You know, it's so true for a lot of women that I work with. They say, "I don't wear makeup on a regular basis." So we go really easy, and we just work from there-- I show her. We do a before picture, and an after, and then a very-much-after-that picture…so she can see how different colors will affect the picture. And she can choose whatever she wants…and I just make her feel totally comfortable.
Right. So is working with people on their every-day make up something you'd like to pursue with your business? Or are there other ways you want to expand?
Oh yes, I love working with somebody on their everyday look. I think that's a great thing for people to learn. And the next thing I want to do is convert our garage into a makeup studio, so that people are showing up to an actual studio. But yeah, I'd love to do more of that…for people that are just going to a party that night, or whatever, and they want to look better than they usually look.

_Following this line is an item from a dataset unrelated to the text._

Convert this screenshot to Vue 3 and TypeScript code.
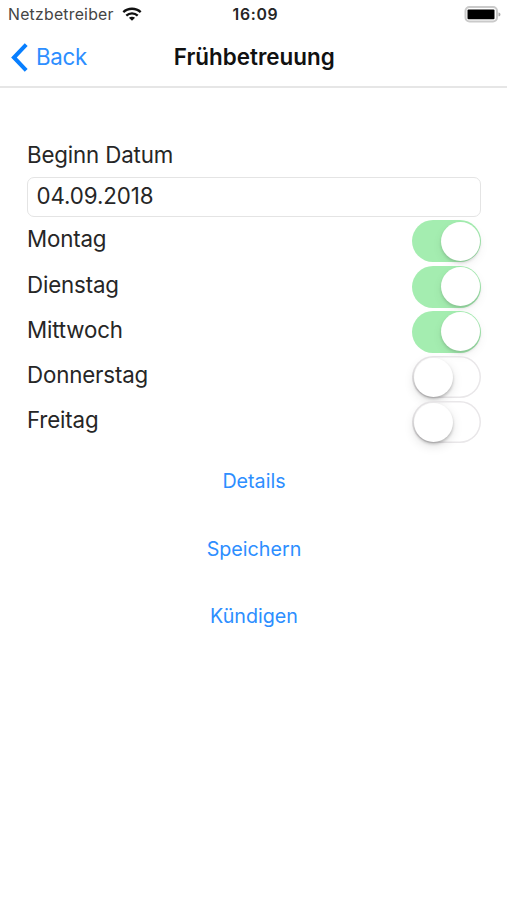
<script setup lang="ts">
import { ref } from 'vue'

interface Day {
  name: string
  active: boolean
}

const startDate = ref<string>('04.09.2018')
const days = ref<Day[]>([
  { name: 'Montag', active: true },
  { name: 'Dienstag', active: true },
  { name: 'Mittwoch', active: true },
  { name: 'Donnerstag', active: false },
  { name: 'Freitag', active: false },
])
const actions: string[] = ['Details', 'Speichern', 'Kündigen']
</script>

<template>
  <div class="screen">
    <header class="header">
      <div class="status">
        <div class="carrier">
          <span class="carrier-name">Netzbetreiber</span>
          <svg class="wifi" width="20" height="14" viewBox="0 0 20 14" fill="none" stroke="#111" stroke-width="2.3">
            <path d="M1.300 5.200C6.100.6 13.900.6 18.700 5.200" />
            <path d="M4.300 8.700c3.200-3 8.200-3 11.400 0" />
            <path d="M10 13.800 6.900 10.800c1.700-1.500 4.500-1.500 6.200 0Z" fill="#111" stroke="none" />
          </svg>
        </div>
        <span class="time">16:09</span>
        <svg class="battery" width="37" height="18" viewBox="0 0 37 18">
          <rect x="1.500" y="2" width="31.500" height="14.500" rx="4" fill="#fff" stroke="#cacaca" stroke-width="2" />
          <rect x="3.500" y="4.500" width="27" height="9.800" rx="1" fill="#000" />
          <path d="M34.500 7.500c2.600.3 2.600 3.500 0 3.800Z" fill="#aaa" />
        </svg>
      </div>
      <nav class="nav">
        <button class="back" type="button">
          <svg width="17" height="29" viewBox="0 0 17 29" fill="none" stroke="#087fff" stroke-width="4">
            <path d="M15.200 1.600 2.900 14.500l12.300 12.900" />
          </svg>
          <span class="back-text">Back</span>
        </button>
        <h1 class="title">Frühbetreuung</h1>
      </nav>
    </header>

    <main class="content">
      <label class="label" for="start">Beginn Datum</label>
      <input id="start" v-model="startDate" class="field" type="text" />
      <div v-for="day in days" :key="day.name" class="row">
        <span class="day">{{ day.name }}</span>
        <button
          class="switch"
          :class="{ on: day.active }"
          type="button"
          role="switch"
          :aria-checked="day.active"
          @click="day.active = !day.active"
        >
          <span class="knob"></span>
        </button>
      </div>
      <div class="actions">
        <button v-for="action in actions" :key="action" class="action" type="button">{{ action }}</button>
      </div>
    </main>
  </div>
</template>

<style>
body {
  margin: 0;
  background: #fff;
}
</style>

<style scoped>
.screen {
  box-sizing: border-box;
  width: 100%;
  height: 900px;
  overflow: hidden;
  background: #fff;
  color: #262626;
  font-family: Inter, "Liberation Sans", sans-serif;
}
button {
  border: 0;
  padding: 0;
  background: none;
  font-family: inherit;
  cursor: pointer;
}
.header {
  box-sizing: border-box;
  height: 88px;
  border-bottom: 2px solid #e6e6e6;
}
.status {
  display: grid;
  grid-template-columns: 1fr auto 1fr;
  align-items: center;
  height: 28px;
  padding: 0 6px 0 8px;
}
.carrier {
  display: flex;
  align-items: center;
  gap: 8.500px;
}
.carrier-name {
  font-size: 15.800px;
  letter-spacing: 0.240px;
  color: #444;
}
.time {
  padding-left: 2px;
  font-size: 15.800px;
  font-weight: 600;
  letter-spacing: 0.700px;
}
.battery {
  justify-self: end;
}
.nav {
  display: grid;
  grid-template-columns: 1fr auto 1fr;
  align-items: center;
  height: 58px;
  padding: 0 11px;
}
.back {
  display: flex;
  align-items: center;
  gap: 8px;
  color: #2d8eff;
}
.back-text {
  padding-bottom: 2px;
  font-size: 22.300px;
  letter-spacing: -0.300px;
}
.title {
  margin: 0;
  padding: 0 0 2px 1.500px;
  font-size: 22.400px;
  font-weight: 600;
  color: #111;
}
.content {
  display: flex;
  flex-direction: column;
  padding: 52px 26px 0 27px;
}
.label {
  height: 37px;
  font-size: 22.300px;
  letter-spacing: -0.150px;
  line-height: 30px;
}
.field {
  box-sizing: border-box;
  width: 100%;
  height: 40px;
  margin-bottom: 1.700px;
  padding: 0 8.500px 3px;
  border: 1px solid #e4e4e4;
  border-radius: 7px;
  outline: none;
  color: #262626;
  font-family: inherit;
  font-size: 22.300px;
  letter-spacing: -0.100px;
}
.row {
  display: flex;
  align-items: center;
  justify-content: space-between;
  height: 45.250px;
}
.day {
  padding-bottom: 5px;
  font-size: 22.300px;
  letter-spacing: -0.150px;
}
.switch {
  display: flex;
  align-items: center;
  box-sizing: border-box;
  width: 69px;
  height: 42px;
  padding: 1px 1.500px;
  border-radius: 21px;
  box-shadow: inset 0 0 0 1.500px #e9e7e9;
}
.switch.on {
  justify-content: flex-end;
  background: #a4edb0;
  box-shadow: none;
}
.knob {
  width: 39px;
  height: 39px;
  border-radius: 50%;
  background: #fff;
  box-shadow: 0 2px 3px rgba(0, 0, 0, 0.22), 0 4px 11px rgba(0, 0, 0, 0.12);
}
.switch.on .knob {
  box-shadow: 0 2px 3px rgba(0, 0, 0, 0.14), 0 4px 11px rgba(0, 0, 0, 0.06);
}
.actions {
  display: flex;
  flex-direction: column;
  align-items: center;
  gap: 27.500px;
  padding-top: 16.500px;
}
.action {
  height: 40px;
  color: #2d8eff;
  font-size: 19.700px;
}
</style>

I feel so lucky because I'm so close to being where what I want to be, and there's just a little bit more work. I pretty much do a wedding a weekend right now, and I would like a little bit more work; maybe two weddings a weekend and do a trial run or two during the week. But I also love working in my yard and my house, and that's really where I get a lot of comfort, as far as…instead of meditation, I work in my garden.
I saw some pictures of your garden and your house, and it was just beautiful.
And we have an actual vegetable garden now, and can have a salad from that every night.
That's so satisfying, isn't it? How did you learn gardening?
Well, we learned by killing. (laughs) We killed a looooot of stuff. (laughs). One thing about California is that you pretty much can't go wrong with the weather, for gardening. The only thing is that we live in the Valley, which is always about twenty degrees hotter than the rest of the town...I've tried to make an English garden in the desert, basically. I love it. It's something that I picked up because I wanted everything to look nice, and I didn't realize how much I was going to enjoy it.
So if we can just get my studio made, that would be great. It'll happen. I just have to ease into it.